The cash prices realized for oil and natural gas production, including the amounts realized on cash-settled derivatives and net of transportation, gathering, processing and compression expense, is a critical component in the Company’s performance tracked by investors and professional research analysts in valuing, comparing, rating and providing investment recommendations and forecasts of companies in the oil and gas exploration and production industry. In turn, many investors use this published research in making investment decisions. Due to the GAAP disclosures of various derivative transactions and third-party transportation, gathering, processing and compression expense, such information is now reported in various lines of the income statement. The Company believes that it is important to furnish a table reflecting the details of the various components of each income statement line to better inform the reader of the details of each amount and provide a summary of the realized cash-settled amounts and third-party transportation, gathering, processing and compression expense, which were historically reported as natural gas, NGLs and oil sales. This information is intended to bridge the gap between various readers’ understanding and fully disclose the information needed.
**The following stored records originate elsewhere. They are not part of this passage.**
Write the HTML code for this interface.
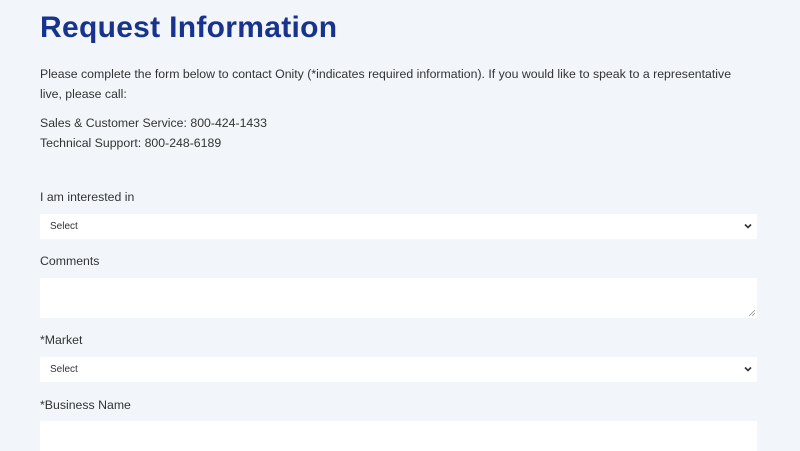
<!DOCTYPE html>
<html><head><style>
body{margin:0;background:#f2f6fa;font-family:"Liberation Sans",sans-serif;color:#333;width:800px;height:447px;overflow:hidden;position:relative}
.a{position:absolute;left:40px;white-space:nowrap}
h1{position:absolute;left:40px;top:11px;margin:0;font-size:30px;color:#17338e;font-weight:bold;letter-spacing:0.3px}
.t{font-size:12.3px;line-height:16px}
.f{position:absolute;left:40px;width:717px;background:#fff}
.s{font-size:10px;color:#333;line-height:25px;padding-left:10px;box-sizing:border-box}
.chev{position:absolute;right:5px;top:9px}
</style></head><body>
<h1>Request Information</h1>
<div class="a t" style="top:66px">Please complete the form below to contact Onity (*indicates required information). If you would like to speak to a representative</div>
<div class="a t" style="top:86px">live, please call:</div>
<div class="a t" style="top:115px">Sales &amp; Customer Service: 800-424-1433</div>
<div class="a t" style="top:135px">Technical Support: 800-248-6189</div>
<div class="a t" style="top:189px">I am interested in</div>
<div class="f s" style="top:214px;height:25px">Select<svg class="chev" width="8" height="6" viewBox="0 0 8 6"><path d="M1 1.5L4 4.5L7 1.5" stroke="#333" stroke-width="1.6" fill="none"/></svg></div>
<div class="a t" style="top:253px">Comments</div>
<div class="f" style="top:278px;height:40px"><svg style="position:absolute;right:2px;bottom:2px" width="6" height="6"><path d="M0 6L6 0M3 6L6 3" stroke="#999" stroke-width="0.8"/></svg></div>
<div class="a t" style="top:332px">*Market</div>
<div class="f s" style="top:357px;height:25px">Select<svg class="chev" width="8" height="6" viewBox="0 0 8 6"><path d="M1 1.5L4 4.5L7 1.5" stroke="#333" stroke-width="1.6" fill="none"/></svg></div>
<div class="a t" style="top:397px">*Business Name</div>
<div class="f" style="top:421px;height:30px"></div>
</body></html>
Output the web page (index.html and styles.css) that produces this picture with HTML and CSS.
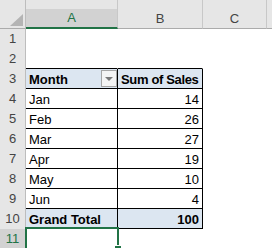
FILE: index.html
```html
<!DOCTYPE html>
<html lang="en">
<head>
    <meta charset="UTF-8" />
    <meta name="viewport" content="width=device-width, initial-scale=1.0"/>
    <title>Pivot</title>
    <link rel="stylesheet" href="styles.css">
</head>
<body>
    <div class="sheet">
        <!-- column headers -->
        <div class="corner"><span class="corner-tri"></span></div>
        <div class="colhead active">A</div>
        <div class="colhead">B</div>
        <div class="colhead">C</div>
        <div class="colhead rest"></div>

        <div class="rowhead">1</div><div class="cell"></div><div class="cell"></div><div class="cell"></div><div class="cell"></div>
        <div class="rowhead">2</div><div class="cell pv-top"></div><div class="cell pv-top"></div><div class="cell"></div><div class="cell"></div>

        <div class="rowhead">3</div>
        <div class="cell pv pv-head has-filter">
            <span class="label">Month</span>
            <span class="filter-btn"><span class="filter-arrow"></span></span>
        </div>
        <div class="cell pv pv-head tight">Sum of Sales</div>
        <div class="cell"></div><div class="cell"></div>

        <div class="rowhead">4</div><div class="cell pv">Jan</div><div class="cell pv num">14</div><div class="cell"></div><div class="cell"></div>
        <div class="rowhead">5</div><div class="cell pv">Feb</div><div class="cell pv num">26</div><div class="cell"></div><div class="cell"></div>
        <div class="rowhead">6</div><div class="cell pv">Mar</div><div class="cell pv num">27</div><div class="cell"></div><div class="cell"></div>
        <div class="rowhead">7</div><div class="cell pv">Apr</div><div class="cell pv num">19</div><div class="cell"></div><div class="cell"></div>
        <div class="rowhead">8</div><div class="cell pv">May</div><div class="cell pv num">10</div><div class="cell"></div><div class="cell"></div>
        <div class="rowhead">9</div><div class="cell pv">Jun</div><div class="cell pv num">4</div><div class="cell"></div><div class="cell"></div>

        <div class="rowhead">10</div>
        <div class="cell pv pv-head">Grand Total</div>
        <div class="cell pv pv-head num">100</div>
        <div class="cell"></div><div class="cell"></div>

        <div class="rowhead active">11</div><div class="cell"></div><div class="cell"></div><div class="cell"></div><div class="cell"></div>

        <div class="selection"><span class="fill-handle"></span></div>
    </div>
</body>
</html>
```

FILE: styles.css
```css
body {
    margin: 0;
    background: #fff;
    font-family: "Liberation Sans", Arial, sans-serif;
    font-size: 13px;
    overflow: hidden;
}

.sheet {
    position: relative;
    display: grid;
    grid-template-columns: 26px 92px 85px 64px 5px;
    grid-template-rows: 29px repeat(11, 20px);
    color: #000;
}

.corner {
    position: relative;
    background: #e6e6e6;
    border-right: 1px solid #bdbdbd;
    border-bottom: 1px solid #ababab;
}

.corner-tri {
    position: absolute;
    right: 2px;
    bottom: 2px;
    width: 0;
    height: 0;
    border-left: 13px solid transparent;
    border-bottom: 12px solid #b4b4b4;
}

.colhead {
    box-sizing: border-box;
    background: #e6e6e6;
    border-bottom: 1px solid #ababab;
    border-right: 1px solid #c8c8c8;
    padding-top: 9px;
    line-height: 19px;
    text-align: center;
    color: #444;
    background-clip: content-box;
    box-shadow: inset 0 9px 0 #e6e6e6;
}

.colhead.active {
    background: #d2d2d2;
    background-clip: content-box;
    border-bottom: 2px solid #217346;
    color: #217346;
    line-height: 18px;
}

.colhead.rest {
    border-right: none;
}

.rowhead {
    box-sizing: border-box;
    background: #e6e6e6;
    border-right: 1px solid #bdbdbd;
    line-height: 20px;
    text-align: center;
    color: #444;
}

.rowhead.active {
    background: #d2d2d2;
    color: #217346;
}

.cell {
    box-sizing: border-box;
    line-height: 19px;
    padding: 0 3px;
    white-space: nowrap;
    border-bottom: 1px solid transparent;
    border-right: 1px solid transparent;
}

.pv-top {
    border-bottom-color: #000;
}

.pv {
    border-right-color: #000;
    border-bottom-color: #000;
    padding-top: 1px;
}

.pv-head {
    background: #dce6f1;
    font-weight: bold;
}

.tight {
    letter-spacing: -0.35px;
}

.num {
    text-align: right;
}

.has-filter {
    display: flex;
    justify-content: space-between;
    padding-right: 0;
    padding-top: 0;
}

.has-filter .label {
    padding-top: 1px;
}

.filter-btn {
    box-sizing: border-box;
    width: 16px;
    height: 17px;
    margin-top: 1px;
    border: 1px solid #a6a6a6;
    background: #f4f4f4;
    display: flex;
    align-items: center;
    justify-content: center;
}

.filter-arrow {
    width: 0;
    height: 0;
    border-left: 4px solid transparent;
    border-right: 4px solid transparent;
    border-top: 4px solid #7a7a7a;
    margin-top: 1px;
}

.selection {
    position: absolute;
    left: 25px;
    top: 227px;
    width: 94px;
    height: 30px;
    box-sizing: border-box;
    border: 2px solid #217346;
}

.fill-handle {
    position: absolute;
    right: -5px;
    top: 16px;
    width: 6px;
    height: 6px;
    background: #217346;
    border: 1px solid #fff;
}
```
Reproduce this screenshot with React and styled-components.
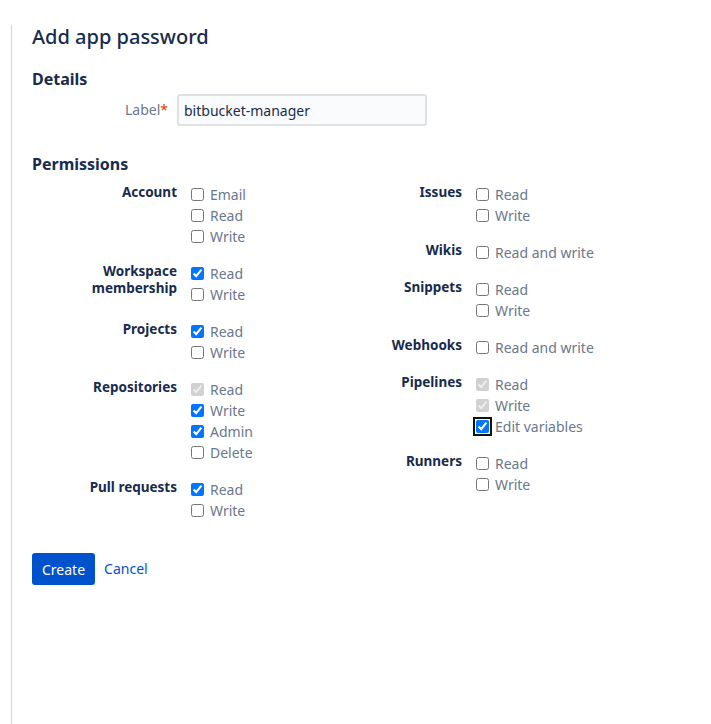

Net debt is calculated as total debt less cash and cash equivalents. The Company believes this measure is helpful to investors and industry analysts who utilize Net debt for comparative purposes across the industry.
The Company discloses in this release the detailed components of many of the single line items shown in the GAAP financial statements included in the Company’s Annual or Quarterly Reports on Form 10-K or 10-Q. The Company believes that it is important to furnish this detail of the various components comprising each line of the Statements of Operations to better inform the reader of the details of each amount, the changes between periods and the effect on its financial results.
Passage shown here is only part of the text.